This Brilliant Bakery Gives Immigrant Women A Kneaded Boost

Equality is served ... with bread. 🍞

When Fanny Perez arrived at Hot Bread Kitchen, she didn't know much about baking for customers.

But now, "I know everything," the Ecuadorian immigrant tells us in a new video from the NYC bakery.

At Hot Bread Kitchen, women of all origins -- from East Harlem to West Africa -- join the Bakers In Training program to learn how to make breads from around the world, like chewy Persian flatbread and fluffy braided challah. Many of the aspiring bakers are immigrants, and all come from low-income backgrounds.

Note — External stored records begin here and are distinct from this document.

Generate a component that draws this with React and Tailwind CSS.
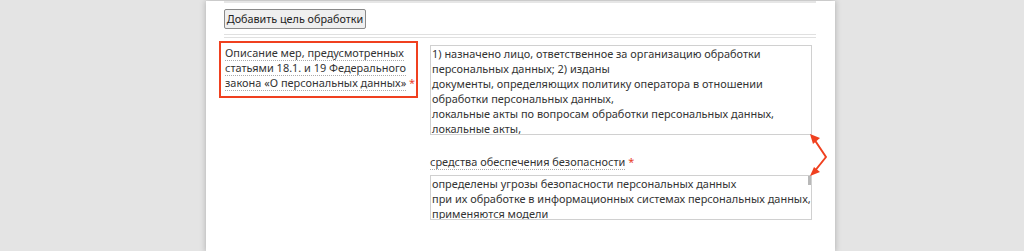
export default function App() {
  return (
    <div className="w-[1024px] h-[251px] bg-[#e4e4e4] overflow-hidden relative font-['Noto_Sans','Open_Sans',sans-serif]">
      <div className="ml-[206px] w-[629px] h-[251px] bg-white shadow-[0_0_6px_rgba(0,0,0,0.25)] pl-[18px] pr-[19px] text-[10.95px] leading-[15px] text-[#333]">
        <div className="h-[2px] mt-[1px] bg-[#e6e6e6]" />
        <div className="pt-[6px]">
          <button className="h-[20px] w-[142px] border border-[#8a8a8a] rounded-[2px] bg-[#efefef] text-[10.8px] leading-[16px] text-[#222] font-['Noto_Sans',sans-serif]">
            Добавить цель обработки
          </button>
        </div>
        <div className="mt-[5px] border-t border-b border-[#e0e0e0] h-[4px]" />
        <div className="flex mt-[3px]">
          <div className="w-[206px] -ml-[5px] shrink-0">
            <div className="w-[199px] h-[57px] border-2 border-[#f0401f] pl-[4px] pt-[2px] whitespace-nowrap">
              <span className="border-b border-dotted border-[#aaa]">Описание мер, предусмотренных</span><br />
              <span className="border-b border-dotted border-[#aaa]">статьями 18.1. и 19 Федерального</span><br />
              <span className="border-b border-dotted border-[#aaa]">закона «О персональных данных»</span>{' '}
              <span className="text-[#e8402a]">*</span>
            </div>
          </div>
          <div className="flex flex-col pt-[4px] ml-[5px]">
            <div className="w-[382px] h-[90px] border border-[#d0d0d0] pl-[1px] whitespace-pre overflow-hidden">
              {"1) назначено лицо, ответственное за организацию обработки\nперсональных данных; 2) изданы\nдокументы, определяющих политику оператора в отношении\nобработки персональных данных,\nлокальные акты по вопросам обработки персональных данных,\nлокальные акты,"}
            </div>
            <div className="mt-[19px]">
              <span className="border-b border-dotted border-[#aaa]">средства обеспечения безопасности</span>{' '}
              <span className="text-[#e8402a]">*</span>
            </div>
            <div className="relative mt-[6px] w-[382px] h-[45px] border border-[#d0d0d0] pl-[1px] whitespace-pre overflow-hidden">
              {"определены угрозы безопасности персональных данных\nпри их обработке в информационных системах персональных данных,\nприменяются модели"}
              <div className="absolute right-0 top-0 w-[3px] h-[9px] bg-[#b8b8b8]" />
            </div>
          </div>
        </div>
      </div>
      <svg className="absolute left-0 top-0" width="1024" height="251" viewBox="0 0 1024 251">
        <g stroke="#f0401f" strokeWidth="2" fill="none" strokeLinejoin="round">
          <polyline points="814,139 826,157 814,172" />
        </g>
        <polygon points="810,134 820,138 813,144" fill="#f0401f" />
        <polygon points="810,176 814,167 820,172" fill="#f0401f" />
      </svg>
    </div>
  );
}
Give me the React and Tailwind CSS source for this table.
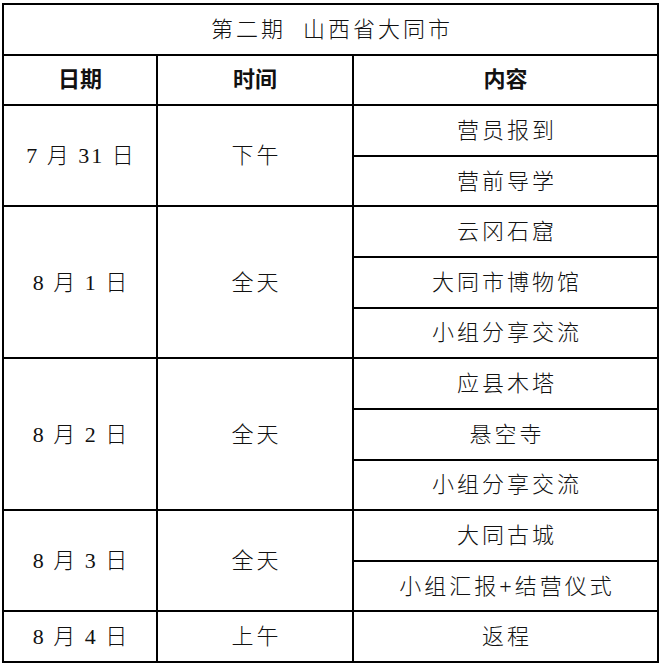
import React from "react";

const font = { fontFamily: '"Liberation Serif", "Noto Sans CJK SC", serif' };

const days = [
  { date: "7 月 31 日", time: "下午", items: ["营员报到", "营前导学"] },
  { date: "8 月 1 日", time: "全天", items: ["云冈石窟", "大同市博物馆", "小组分享交流"] },
  { date: "8 月 2 日", time: "全天", items: ["应县木塔", "悬空寺", "小组分享交流"] },
  { date: "8 月 3 日", time: "全天", items: ["大同古城", "小组汇报+结营仪式"] },
  { date: "8 月 4 日", time: "上午", items: ["返程"] },
];

const spans = {
  1: "row-span-1",
  2: "row-span-2",
  3: "row-span-3",
};

const Cell = ({ className = "", children }) => (
  <div className={`bg-white flex items-center justify-center text-[22px] text-[#111] ${className}`}>
    {children}
  </div>
);

export default function App() {
  return (
    <div className="bg-white w-[663px] h-[665px] pt-[3px] pl-[2px]" style={font}>
      <div className="grid grid-cols-[152px_194px_1fr] grid-rows-[repeat(13,minmax(0,1fr))] gap-[2px] p-[2px] bg-black w-[657px] h-[660px]">
        <Cell className="col-span-3 tracking-[3px] pl-[3px] text-[#2a2a2a] font-light">
          第二期&nbsp;&nbsp;山西省大同市
        </Cell>
        <Cell className="font-bold">日期</Cell>
        <Cell className="font-bold">时间</Cell>
        <Cell className="font-bold">内容</Cell>
        {days.map((d) => (
          <React.Fragment key={d.date}>
            <Cell className={`${spans[d.items.length]} tracking-[2px] pl-[2px] font-light`}>{d.date}</Cell>
            <Cell className={`${spans[d.items.length]} tracking-[3px] pl-[3px] font-light`}>{d.time}</Cell>
            {d.items.map((it, i) => (
              <Cell key={i} className="tracking-[3px] pl-[3px] font-light">
                {it}
              </Cell>
            ))}
          </React.Fragment>
        ))}
      </div>
    </div>
  );
}
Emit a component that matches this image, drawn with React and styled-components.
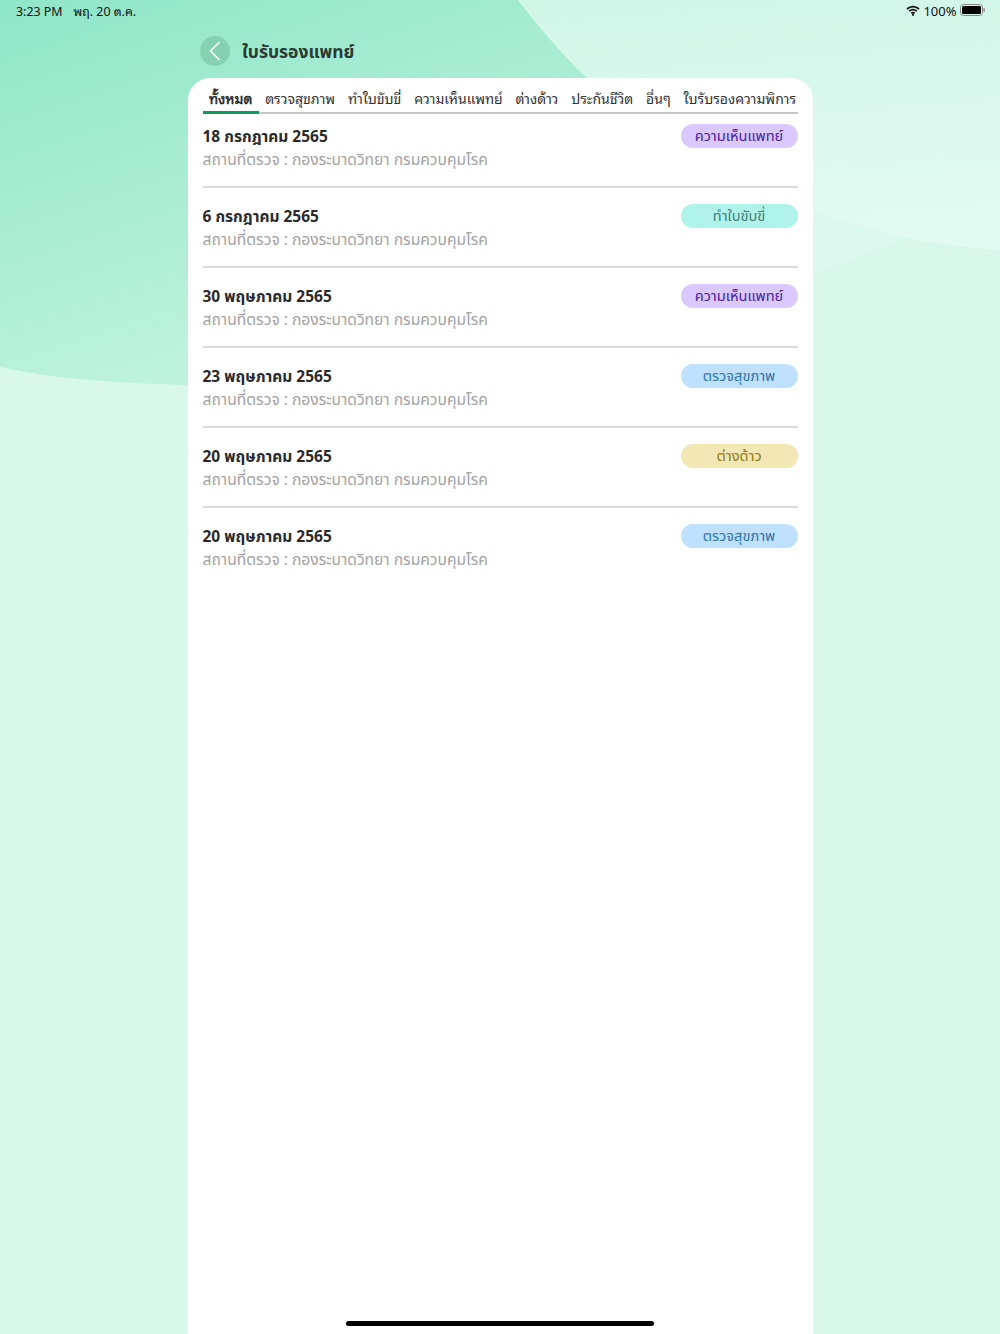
import React from "react";
import styled, { createGlobalStyle } from "styled-components";

const FONT = `"Noto Sans Thai", "Noto Sans", "Open Sans", sans-serif`;
const LOOPED = `"Noto Sans Thai Looped", "Noto Serif Thai", "Thonburi", "Loma", "Garuda", "Norasi", "Tahoma", "Liberation Sans", sans-serif`;

const Global = createGlobalStyle`
  html, body { margin: 0; padding: 0; }
  body { font-family: ${FONT}; background: #d7f8ea; }
`;

const Screen = styled.div`
  position: relative;
  width: 1000px;
  height: 1334px;
  overflow: hidden;
  background: #d7f8ea;
  display: flex;
  flex-direction: column;
`;

const Backdrop = styled.svg`
  position: absolute;
  inset: 0;
`;

const StatusBar = styled.div`
  position: relative;
  height: 24px;
  padding: 0 15px 4px 16px;
  box-sizing: border-box;
  display: flex;
  align-items: center;
  justify-content: space-between;
  font-family: ${LOOPED};
  color: #111;
`;

const StatusGroup = styled.div`
  display: flex;
  align-items: center;
  gap: ${(p) => p.$gap}px;
  font-size: ${(p) => p.$size}px;
`;

const Header = styled.header`
  position: relative;
  height: 54px;
  padding: 0 0 0 200px;
  display: flex;
  align-items: center;
  gap: 12px;
`;

const BackButton = styled.button`
  width: 30px;
  height: 30px;
  border: 0;
  padding: 0;
  border-radius: 50%;
  background: #85d2b3;
  display: flex;
  align-items: center;
  justify-content: center;
`;

const Title = styled.h1`
  margin: 0;
  padding-top: 2px;
  font-size: 17.5px;
  font-weight: 700;
  color: #2b3a35;
`;

const Card = styled.main`
  position: relative;
  flex: 1;
  width: 625px;
  margin-left: 187.5px;
  padding: 0 15px;
  box-sizing: border-box;
  background: #fff;
  border-radius: 22px 22px 0 0;
`;

const Tabs = styled.nav`
  height: 36px;
  display: flex;
  align-items: stretch;
  border-bottom: 2px solid #c8c8c8;
  box-sizing: border-box;
`;

const Tab = styled.div`
  padding: 5px 6.4px 0;
  margin-bottom: -2px;
  display: flex;
  align-items: center;
  font-family: ${LOOPED};
  font-size: 14px;
  white-space: nowrap;
  color: ${(p) => (p.$active ? "#222" : "#333")};
  -webkit-text-stroke: ${(p) => (p.$active ? "0.45px #222" : "0")};
  border-bottom: 3px solid ${(p) => (p.$active ? "#0f9a63" : "transparent")};
`;

const List = styled.section`
  padding-top: 10px;
`;

const Row = styled.article`
  height: 64px;
  margin-bottom: 16px;
  box-sizing: border-box;
  display: flex;
  justify-content: space-between;
  align-items: flex-start;
  border-bottom: ${(p) => (p.$last ? "none" : "2px solid #dadada")};
`;

const RowText = styled.div`
  padding-top: 3px;
  display: flex;
  flex-direction: column;
`;

const DateText = styled.div`
  font-size: 15.5px;
  line-height: 22px;
  font-weight: 700;
  color: #2a2a2a;
`;

const Place = styled.div`
  font-size: 15.6px;
  line-height: 22px;
  color: #a3a3a3;
`;

const PALETTE = {
  doctor: ["#d9c9ff", "#4a22a8"],
  drive: ["#b0f3eb", "#3f7f78"],
  health: ["#bfe1ff", "#2f74ad"],
  foreign: ["#f3e8b5", "#8f7a16"],
};

const Badge = styled.span`
  width: 117px;
  height: 24px;
  padding-top: 1px;
  box-sizing: border-box;
  border-radius: 12px;
  display: flex;
  align-items: center;
  justify-content: center;
  font-size: 14.6px;
  background: ${(p) => PALETTE[p.$kind][0]};
  color: ${(p) => PALETTE[p.$kind][1]};
`;

const HomeBar = styled.div`
  position: absolute;
  left: 346px;
  bottom: 8px;
  width: 308px;
  height: 5px;
  border-radius: 3px;
  background: #000;
`;

const tabs = ["ทั้งหมด", "ตรวจสุขภาพ", "ทำใบขับขี่", "ความเห็นแพทย์", "ต่างด้าว", "ประกันชีวิต", "อื่นๆ", "ใบรับรองความพิการ"];

const rows = [
  ["18 กรกฎาคม 2565", "ความเห็นแพทย์", "doctor"],
  ["6 กรกฎาคม 2565", "ทำใบขับขี่", "drive"],
  ["30 พฤษภาคม 2565", "ความเห็นแพทย์", "doctor"],
  ["23 พฤษภาคม 2565", "ตรวจสุขภาพ", "health"],
  ["20 พฤษภาคม 2565", "ต่างด้าว", "foreign"],
  ["20 พฤษภาคม 2565", "ตรวจสุขภาพ", "health"],
];

export default function App() {
  return (
    <Screen>
      <Global />
      <Backdrop width="1000" height="1334" viewBox="0 0 1000 1334">
        <defs>
          <linearGradient id="g" x1="0" y1="0" x2="0.6" y2="1">
            <stop offset="0" stopColor="#8fe6c8" />
            <stop offset="1" stopColor="#c8f5e1" />
          </linearGradient>
          <linearGradient id="r" x1="0" y1="0" x2="0.15" y2="1">
            <stop offset="0" stopColor="#d0f6e8" />
            <stop offset="1" stopColor="#e2faf2" />
          </linearGradient>
        </defs>
        <path d="M520 0H1000V250C960 247 930 243 905 238C870 228 840 220 813 212H700Z" fill="url(#r)" />
        <path d="M813 212L905 238L813 275Z" fill="#dcf9ef" />
        <path d="M0 0H518C545 35 565 57 587 78C640 130 680 190 700 240C500 380 300 388 187 385C110 383 50 378 0 367Z" fill="url(#g)" />
      </Backdrop>
      <StatusBar>
        <StatusGroup $gap={11} $size={12.4}>
          <span>3:23 PM</span>
          <span>พฤ. 20 ต.ค.</span>
        </StatusGroup>
        <StatusGroup $gap={3.5} $size={13}>
          <svg width="14" height="11" viewBox="0 0 14 11">
            <path d="M1 4a9 9 0 0 1 12 0M3.200 6.200a6 6 0 0 1 7.600 0M5.300 8.300a3 3 0 0 1 3.400 0" fill="none" stroke="#111" strokeWidth="1.700" />
            <circle cx="7" cy="9.800" r="1.100" fill="#111" />
          </svg>
          <span>100%</span>
          <svg width="25" height="12" viewBox="0 0 25 12">
            <rect x="0.500" y="0.500" width="22" height="11" rx="3" fill="none" stroke="#888" />
            <rect x="2" y="2" width="19" height="8" rx="1.500" fill="#000" />
            <rect x="23.500" y="4" width="1.300" height="4" rx="0.600" fill="#888" />
          </svg>
        </StatusGroup>
      </StatusBar>
      <Header>
        <BackButton aria-label="back">
          <svg width="14" height="20" viewBox="0 0 14 20">
            <path d="M11.500 1L2.500 10L11.500 19" fill="none" stroke="#fff" strokeWidth="1.600" />
          </svg>
        </BackButton>
        <Title>ใบรับรองแพทย์</Title>
      </Header>
      <Card>
        <Tabs>
          {tabs.map((t, i) => (
            <Tab key={t} $active={i === 0}>{t}</Tab>
          ))}
        </Tabs>
        <List>
          {rows.map(([d, b, k], i) => (
            <Row key={i} $last={i === rows.length - 1}>
              <RowText>
                <DateText>{d}</DateText>
                <Place>สถานที่ตรวจ : กองระบาดวิทยา กรมควบคุมโรค</Place>
              </RowText>
              <Badge $kind={k}>{b}</Badge>
            </Row>
          ))}
        </List>
      </Card>
      <HomeBar />
    </Screen>
  );
}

Hot Bread Kitchen recruits them, trains them in a 9-month program and sets them up with industry jobs that pay an average of 70 percent more than what they were making before, according to the bakery's website.

That's a lot of dough.

Hot Bread Kitchen's bread is sold in greenmarkets, restaurants and Whole Foods around New York City, as well as online. They ship overnight, spokesperson Allegra Ben-Amotz told HuffPost, so the bread always arrives fresh.

So far, the bakery has trained 116 women from 28 different countries, Ben-Amotz said. It's a powerful statement in a restaurant world controlled mostly by men.

Hot Bread Kitchen is similar to Greyston Bakery, another social enterprise famous for its fudgy brownies and chocolate-flecked blondie bars.